**Dataset excerpt:**

——

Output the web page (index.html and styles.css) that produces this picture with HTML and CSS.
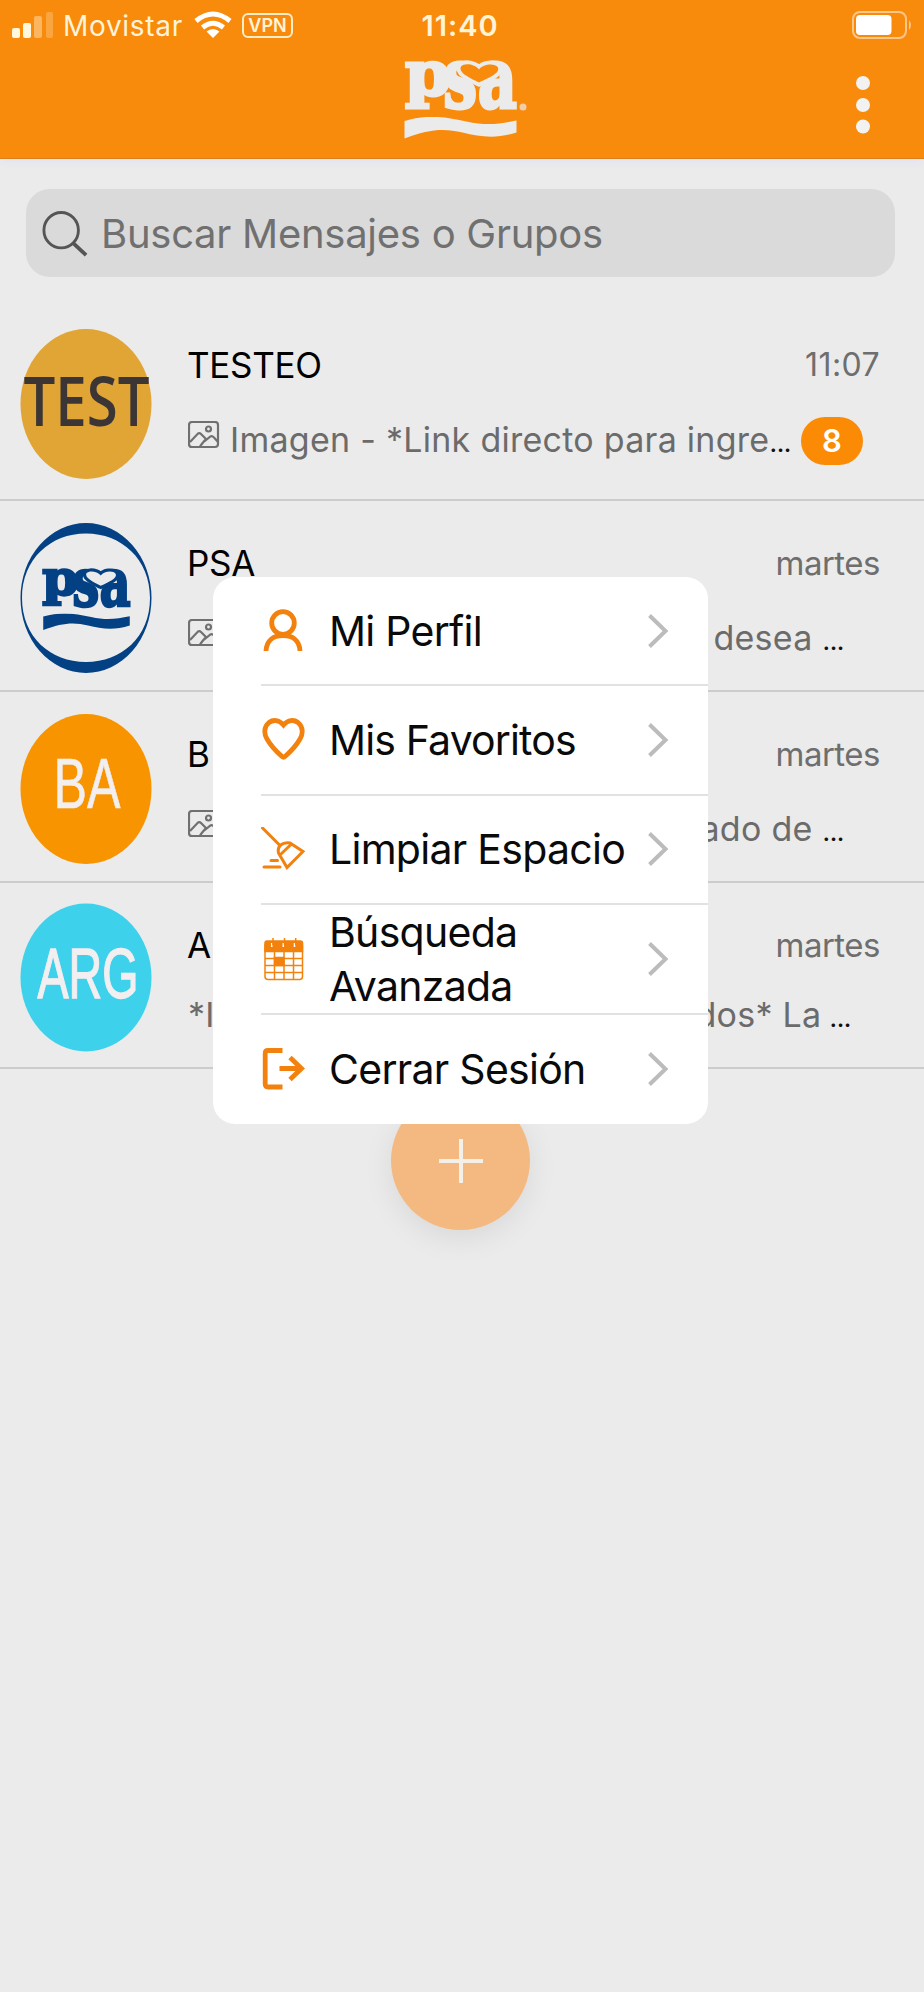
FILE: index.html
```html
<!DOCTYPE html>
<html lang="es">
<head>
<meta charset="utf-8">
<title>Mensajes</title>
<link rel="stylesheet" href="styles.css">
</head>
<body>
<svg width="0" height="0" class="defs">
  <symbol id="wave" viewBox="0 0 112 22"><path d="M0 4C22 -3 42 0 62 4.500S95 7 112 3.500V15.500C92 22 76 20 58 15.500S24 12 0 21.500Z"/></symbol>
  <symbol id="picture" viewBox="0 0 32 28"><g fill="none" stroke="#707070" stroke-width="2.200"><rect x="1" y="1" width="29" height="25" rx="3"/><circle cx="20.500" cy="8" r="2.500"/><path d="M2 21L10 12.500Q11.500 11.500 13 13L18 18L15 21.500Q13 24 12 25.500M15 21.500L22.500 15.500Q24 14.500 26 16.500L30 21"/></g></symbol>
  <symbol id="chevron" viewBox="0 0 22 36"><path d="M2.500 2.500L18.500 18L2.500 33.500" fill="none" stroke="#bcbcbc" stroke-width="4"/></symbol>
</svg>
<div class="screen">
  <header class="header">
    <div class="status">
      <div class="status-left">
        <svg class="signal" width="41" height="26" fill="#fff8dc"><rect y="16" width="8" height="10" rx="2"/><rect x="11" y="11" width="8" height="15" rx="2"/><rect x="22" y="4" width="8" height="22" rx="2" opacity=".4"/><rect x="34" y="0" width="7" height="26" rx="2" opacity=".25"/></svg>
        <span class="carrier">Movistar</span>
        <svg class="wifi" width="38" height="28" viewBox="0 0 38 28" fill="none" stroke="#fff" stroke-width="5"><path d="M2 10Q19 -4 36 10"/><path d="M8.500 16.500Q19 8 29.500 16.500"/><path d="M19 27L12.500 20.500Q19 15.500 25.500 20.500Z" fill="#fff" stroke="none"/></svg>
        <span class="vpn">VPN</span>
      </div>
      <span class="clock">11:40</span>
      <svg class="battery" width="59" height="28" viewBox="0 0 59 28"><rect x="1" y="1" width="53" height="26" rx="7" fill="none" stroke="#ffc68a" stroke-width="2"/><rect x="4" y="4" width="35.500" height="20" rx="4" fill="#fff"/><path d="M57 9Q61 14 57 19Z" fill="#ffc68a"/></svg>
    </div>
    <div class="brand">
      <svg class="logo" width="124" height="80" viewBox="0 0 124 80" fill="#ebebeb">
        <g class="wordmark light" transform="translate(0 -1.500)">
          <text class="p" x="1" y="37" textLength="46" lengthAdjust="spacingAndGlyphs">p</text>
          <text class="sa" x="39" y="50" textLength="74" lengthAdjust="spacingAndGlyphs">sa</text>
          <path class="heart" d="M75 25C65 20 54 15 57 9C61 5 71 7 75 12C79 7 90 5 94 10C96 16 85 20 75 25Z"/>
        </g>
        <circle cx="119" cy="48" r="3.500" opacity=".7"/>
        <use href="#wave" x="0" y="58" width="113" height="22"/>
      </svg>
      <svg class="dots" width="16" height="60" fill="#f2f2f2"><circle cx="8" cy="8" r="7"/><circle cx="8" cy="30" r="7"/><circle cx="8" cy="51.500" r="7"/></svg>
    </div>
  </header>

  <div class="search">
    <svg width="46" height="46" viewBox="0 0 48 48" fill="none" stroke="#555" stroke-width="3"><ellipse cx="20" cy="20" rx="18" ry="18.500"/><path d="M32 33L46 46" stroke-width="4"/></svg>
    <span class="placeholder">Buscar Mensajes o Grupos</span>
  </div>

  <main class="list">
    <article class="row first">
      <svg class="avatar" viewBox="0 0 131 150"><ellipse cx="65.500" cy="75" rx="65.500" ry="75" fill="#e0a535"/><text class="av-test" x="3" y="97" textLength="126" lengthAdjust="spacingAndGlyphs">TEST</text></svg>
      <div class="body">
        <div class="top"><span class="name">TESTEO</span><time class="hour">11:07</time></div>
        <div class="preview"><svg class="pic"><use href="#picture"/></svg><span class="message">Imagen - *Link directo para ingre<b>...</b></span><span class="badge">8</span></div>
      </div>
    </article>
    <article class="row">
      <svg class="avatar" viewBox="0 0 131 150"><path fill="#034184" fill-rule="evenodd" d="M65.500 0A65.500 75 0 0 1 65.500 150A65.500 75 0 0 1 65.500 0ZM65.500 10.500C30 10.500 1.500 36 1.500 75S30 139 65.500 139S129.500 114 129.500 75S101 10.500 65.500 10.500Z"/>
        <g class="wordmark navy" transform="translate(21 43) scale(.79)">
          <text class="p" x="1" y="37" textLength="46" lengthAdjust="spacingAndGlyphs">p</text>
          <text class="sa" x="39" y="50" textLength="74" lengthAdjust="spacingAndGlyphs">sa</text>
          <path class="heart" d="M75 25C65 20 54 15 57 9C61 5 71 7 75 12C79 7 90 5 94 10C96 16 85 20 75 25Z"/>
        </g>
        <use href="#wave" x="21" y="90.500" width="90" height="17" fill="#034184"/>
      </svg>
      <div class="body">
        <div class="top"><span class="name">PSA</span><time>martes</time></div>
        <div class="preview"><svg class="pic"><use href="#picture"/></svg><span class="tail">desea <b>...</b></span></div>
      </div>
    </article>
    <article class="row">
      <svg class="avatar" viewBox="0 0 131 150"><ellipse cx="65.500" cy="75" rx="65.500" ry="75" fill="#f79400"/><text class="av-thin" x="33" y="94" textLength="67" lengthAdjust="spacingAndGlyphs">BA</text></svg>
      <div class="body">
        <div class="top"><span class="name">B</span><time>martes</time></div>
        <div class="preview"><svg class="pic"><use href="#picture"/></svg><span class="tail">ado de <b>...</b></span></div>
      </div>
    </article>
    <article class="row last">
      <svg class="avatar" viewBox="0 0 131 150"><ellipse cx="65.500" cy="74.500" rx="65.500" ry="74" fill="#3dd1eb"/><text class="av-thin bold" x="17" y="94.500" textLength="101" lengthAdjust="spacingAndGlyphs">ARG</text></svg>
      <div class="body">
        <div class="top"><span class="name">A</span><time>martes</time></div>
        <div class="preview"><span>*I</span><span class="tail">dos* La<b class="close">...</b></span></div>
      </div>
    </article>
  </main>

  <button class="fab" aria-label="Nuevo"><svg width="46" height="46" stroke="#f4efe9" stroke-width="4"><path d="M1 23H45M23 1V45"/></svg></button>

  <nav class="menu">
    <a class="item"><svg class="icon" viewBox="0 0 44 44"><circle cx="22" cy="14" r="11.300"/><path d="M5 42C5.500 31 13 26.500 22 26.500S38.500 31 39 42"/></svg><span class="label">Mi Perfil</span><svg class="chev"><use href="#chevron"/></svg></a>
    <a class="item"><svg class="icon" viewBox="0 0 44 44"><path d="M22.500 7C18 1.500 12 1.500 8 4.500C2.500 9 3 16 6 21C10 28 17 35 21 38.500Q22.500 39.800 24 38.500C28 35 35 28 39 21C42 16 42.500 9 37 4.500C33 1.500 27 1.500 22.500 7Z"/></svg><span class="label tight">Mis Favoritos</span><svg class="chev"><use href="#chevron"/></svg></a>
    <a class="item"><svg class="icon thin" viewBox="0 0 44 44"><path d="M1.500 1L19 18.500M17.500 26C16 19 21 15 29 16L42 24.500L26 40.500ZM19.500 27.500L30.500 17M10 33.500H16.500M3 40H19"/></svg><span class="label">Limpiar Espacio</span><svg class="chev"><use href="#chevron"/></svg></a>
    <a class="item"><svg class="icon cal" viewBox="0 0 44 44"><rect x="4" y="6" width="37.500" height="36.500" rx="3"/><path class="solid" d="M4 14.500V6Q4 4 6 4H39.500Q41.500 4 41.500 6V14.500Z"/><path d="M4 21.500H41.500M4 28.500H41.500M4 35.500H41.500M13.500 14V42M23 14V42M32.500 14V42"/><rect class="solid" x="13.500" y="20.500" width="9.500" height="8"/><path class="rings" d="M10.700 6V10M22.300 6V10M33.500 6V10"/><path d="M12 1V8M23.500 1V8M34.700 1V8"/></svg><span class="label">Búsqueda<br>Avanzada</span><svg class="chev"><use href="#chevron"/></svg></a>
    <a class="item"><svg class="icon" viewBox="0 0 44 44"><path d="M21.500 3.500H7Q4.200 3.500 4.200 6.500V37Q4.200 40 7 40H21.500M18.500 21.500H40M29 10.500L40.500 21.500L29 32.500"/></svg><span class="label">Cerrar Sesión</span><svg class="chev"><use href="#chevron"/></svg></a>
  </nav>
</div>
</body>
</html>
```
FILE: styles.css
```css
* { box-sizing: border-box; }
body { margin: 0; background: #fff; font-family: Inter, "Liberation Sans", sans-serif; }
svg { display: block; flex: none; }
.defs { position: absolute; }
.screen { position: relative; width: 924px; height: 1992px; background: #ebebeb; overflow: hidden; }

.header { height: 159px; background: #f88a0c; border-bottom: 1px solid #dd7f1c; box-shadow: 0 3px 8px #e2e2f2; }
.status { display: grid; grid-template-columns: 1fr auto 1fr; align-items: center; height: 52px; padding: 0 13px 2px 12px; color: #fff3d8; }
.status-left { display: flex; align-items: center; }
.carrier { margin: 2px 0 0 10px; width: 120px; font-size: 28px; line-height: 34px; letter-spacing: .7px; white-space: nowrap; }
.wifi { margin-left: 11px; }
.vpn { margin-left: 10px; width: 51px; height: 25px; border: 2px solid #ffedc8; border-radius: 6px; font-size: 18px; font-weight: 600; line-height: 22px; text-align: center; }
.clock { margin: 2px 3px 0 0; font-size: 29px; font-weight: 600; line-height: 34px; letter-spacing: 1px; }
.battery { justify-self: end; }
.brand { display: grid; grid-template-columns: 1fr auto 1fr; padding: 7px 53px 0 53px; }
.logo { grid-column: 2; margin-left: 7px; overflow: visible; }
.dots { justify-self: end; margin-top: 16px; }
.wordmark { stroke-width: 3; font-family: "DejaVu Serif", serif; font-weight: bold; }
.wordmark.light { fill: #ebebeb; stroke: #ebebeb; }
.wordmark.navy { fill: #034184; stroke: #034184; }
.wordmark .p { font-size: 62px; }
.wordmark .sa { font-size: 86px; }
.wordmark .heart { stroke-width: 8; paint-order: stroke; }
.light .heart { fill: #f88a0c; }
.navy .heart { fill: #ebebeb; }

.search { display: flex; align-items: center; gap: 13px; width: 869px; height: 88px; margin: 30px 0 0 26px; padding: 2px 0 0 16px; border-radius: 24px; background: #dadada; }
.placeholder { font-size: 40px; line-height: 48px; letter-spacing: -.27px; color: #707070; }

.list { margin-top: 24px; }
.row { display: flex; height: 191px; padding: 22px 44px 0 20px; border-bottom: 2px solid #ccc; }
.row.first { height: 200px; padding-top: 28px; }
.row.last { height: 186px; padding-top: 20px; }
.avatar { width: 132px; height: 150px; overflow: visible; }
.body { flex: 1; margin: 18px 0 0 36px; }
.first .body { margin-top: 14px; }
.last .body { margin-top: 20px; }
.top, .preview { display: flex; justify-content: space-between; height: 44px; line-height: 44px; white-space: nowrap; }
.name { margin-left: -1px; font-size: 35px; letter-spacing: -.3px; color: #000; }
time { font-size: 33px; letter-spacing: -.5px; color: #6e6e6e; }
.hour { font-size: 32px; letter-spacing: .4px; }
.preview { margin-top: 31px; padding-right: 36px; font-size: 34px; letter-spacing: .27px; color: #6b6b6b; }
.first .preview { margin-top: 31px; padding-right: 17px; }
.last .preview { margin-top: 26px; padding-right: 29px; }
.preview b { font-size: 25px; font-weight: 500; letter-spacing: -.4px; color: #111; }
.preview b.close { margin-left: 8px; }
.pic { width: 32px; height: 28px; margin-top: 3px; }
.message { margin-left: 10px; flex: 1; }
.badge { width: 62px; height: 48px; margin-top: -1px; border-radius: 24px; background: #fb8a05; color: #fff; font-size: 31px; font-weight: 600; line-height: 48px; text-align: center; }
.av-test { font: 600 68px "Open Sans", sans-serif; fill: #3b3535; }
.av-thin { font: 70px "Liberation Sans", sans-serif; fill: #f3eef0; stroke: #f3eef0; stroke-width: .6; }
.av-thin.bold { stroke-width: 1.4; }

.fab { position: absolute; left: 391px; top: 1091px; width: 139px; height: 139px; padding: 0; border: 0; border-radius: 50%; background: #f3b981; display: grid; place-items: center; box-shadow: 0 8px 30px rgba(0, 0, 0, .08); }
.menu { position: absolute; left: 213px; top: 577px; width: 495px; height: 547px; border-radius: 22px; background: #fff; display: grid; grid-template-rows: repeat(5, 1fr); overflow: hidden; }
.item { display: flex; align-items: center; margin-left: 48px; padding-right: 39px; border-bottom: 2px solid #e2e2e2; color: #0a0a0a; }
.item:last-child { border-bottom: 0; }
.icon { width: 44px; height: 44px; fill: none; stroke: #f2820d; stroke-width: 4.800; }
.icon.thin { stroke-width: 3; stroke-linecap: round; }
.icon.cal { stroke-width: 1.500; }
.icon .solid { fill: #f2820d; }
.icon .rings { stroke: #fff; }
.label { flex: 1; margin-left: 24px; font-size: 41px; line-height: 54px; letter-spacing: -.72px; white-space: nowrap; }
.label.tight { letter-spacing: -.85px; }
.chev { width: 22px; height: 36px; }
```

——

**Written request:** Find the lines above that contain the word "styles" and collect them.

**Solution to the exercise:**
Output the web page (index.html and styles.css) that produces this picture with HTML and CSS.
<link rel="stylesheet" href="styles.css">
FILE: styles.css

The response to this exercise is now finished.